Ameaça ao mais antigo parque nacional africano


Um dos cerca de 200 gorilas da montanha no Parque Nacional de Virunga, na República Democrática do Congo. Foto: Wikimedia Commons
Um dos cerca de 200 gorilas da montanha no Parque Nacional de Virunga, na República Democrática do Congo. Foto: Wikimedia Commons
Por Tony Weaver, do Daily Maverick
Localizado entre Ruanda, Uganda e República Democrática do Congo, parque nacional contém cerca de 40% das espécies do continente africano; abundância de recursos naturais coloca parque e funcionários em risco devido a exploração ilegal
Cidade do Cabo, 9/7/2015 – Este é um dos mais belos lugares do planeta. E também um dos mais trágicos. É o lugar onde se encontram as fronteiras de Ruanda, Uganda e da República Democrática do Congo.
Abrangendo toda a região, o Parque Nacional de Virunga, com 7.800 quilômetros quadrados, é o mais antigo parque africano e uma das mais importantes regiões protegidas do continente.
“Esta é provavelmente a maior área protegida do mundo, contendo até 40% das espécies que vivem na África, com mais espécies endêmicas do que qualquer outro parque no continente”, afirma Emmanuel de Merode, administrador-chefe do parque (seu cargo oficial é o de diretor), da sua maneira calma e humilde.
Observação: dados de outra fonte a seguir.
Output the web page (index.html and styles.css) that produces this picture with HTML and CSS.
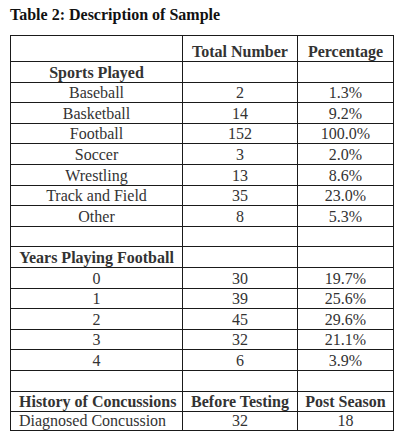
FILE: index.html
```html
<!DOCTYPE html>
<html lang="en">
<head>
    <meta charset="UTF-8">
    <title>Table 2</title>
    <link rel="stylesheet" href="styles.css">
</head>
<body>
    <div class="page">
        <h1 class="table-title">Table 2: Description of Sample</h1>

        <table class="sample-table">
            <colgroup>
                <col class="col-label">
                <col class="col-num">
                <col class="col-pct">
            </colgroup>
            <tr class="head-row">
                <td></td>
                <td class="bold">Total Number</td>
                <td class="bold">Percentage</td>
            </tr>
            <tr>
                <td class="bold">Sports Played</td>
                <td></td>
                <td></td>
            </tr>
            <tr><td>Baseball</td><td>2</td><td>1.3%</td></tr>
            <tr><td>Basketball</td><td>14</td><td>9.2%</td></tr>
            <tr><td>Football</td><td>152</td><td>100.0%</td></tr>
            <tr><td>Soccer</td><td>3</td><td>2.0%</td></tr>
            <tr><td>Wrestling</td><td>13</td><td>8.6%</td></tr>
            <tr><td>Track and Field</td><td>35</td><td>23.0%</td></tr>
            <tr><td>Other</td><td>8</td><td>5.3%</td></tr>
            <tr><td></td><td></td><td></td></tr>
            <tr>
                <td class="bold">Years Playing Football</td>
                <td></td>
                <td></td>
            </tr>
            <tr><td>0</td><td>30</td><td>19.7%</td></tr>
            <tr><td>1</td><td>39</td><td>25.6%</td></tr>
            <tr><td>2</td><td>45</td><td>29.6%</td></tr>
            <tr><td>3</td><td>32</td><td>21.1%</td></tr>
            <tr><td>4</td><td>6</td><td>3.9%</td></tr>
            <tr><td></td><td></td><td></td></tr>
            <tr>
                <td class="bold left">History of Concussions</td>
                <td class="bold">Before Testing</td>
                <td class="bold">Post Season</td>
            </tr>
            <tr class="last-row">
                <td class="left">Diagnosed Concussion</td>
                <td>32</td>
                <td>18</td>
            </tr>
        </table>
    </div>
</body>
</html>
```

FILE: styles.css
```css
* {
    margin: 0;
    padding: 0;
    box-sizing: border-box;
}

body {
    background-color: #ffffff;
    color: #333333;
    font-family: 'Liberation Serif', 'Times New Roman', serif;
    font-size: 16px;
}

.page {
    padding: 5px 9px 0 10px;
}

.table-title {
    font-size: 16px;
    font-weight: bold;
    color: #111;
    line-height: 20px;
    margin-bottom: 10px;
}

.sample-table {
    border-collapse: collapse;
    table-layout: fixed;
    width: 383px;
}

.col-label {
    width: 172px;
}

.col-num {
    width: 115px;
}

.col-pct {
    width: 96px;
}

.sample-table td {
    border: 1px solid #1a1a1a;
    height: 20.6px;
    line-height: 18px;
    padding: 0 3px;
    text-align: center;
    vertical-align: bottom;
    white-space: nowrap;
}

.sample-table .head-row td {
    height: 26px;
}

.sample-table .last-row td {
    height: 19px;
}

.bold {
    font-weight: bold;
}

.sample-table td.left {
    text-align: left;
    padding-left: 8px;
}
```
No dia 15 de abril de 2014, De Merode sofreu uma emboscada na estrada entre a capital regional, Goma, e a sede do parque, próxima a Rumangabo. Ele foi baleado no peito e no abdômen. De Merode teve muita sorte em sobreviver. Durante o genocídio ruandês, em abril de 1994, e após o subsequente aumento do número de milícias operantes na região leste da República Democrática do Congo, 140 guardas florestais do parque de Virunga foram mortos em confrontos entre caçadores ilegais e milicianos, atividades que frequentemente se confundem na região. A sede do parque foi bombardeada e atacada.
O Parque de Virunga é constantemente sitiado por combatentes de 12 milícias diferentes, incluindo o M23, as Forças Democráticas pela Libertação de Ruanda (FDLR), o Nyatura e o Maimai. Eles competem uns com os outros pelo lucro facilmente obtido com a venda dos recursos naturais do parque: peixes do Lago Edward, marfim de elefante, carne de animais selvagens e filhotes de gorila e, o mais importante, do ponto de vista econômico, carvão vegetal das florestas – especialmente se advindo das madeiras tropicais de crescimento lento das florestas de regiões altas. Agora, é preciso acrescentar também o petróleo à lista. Este é um dos tesouros escondidos da região e, simultaneamente, um de seus recursos mais tóxicos.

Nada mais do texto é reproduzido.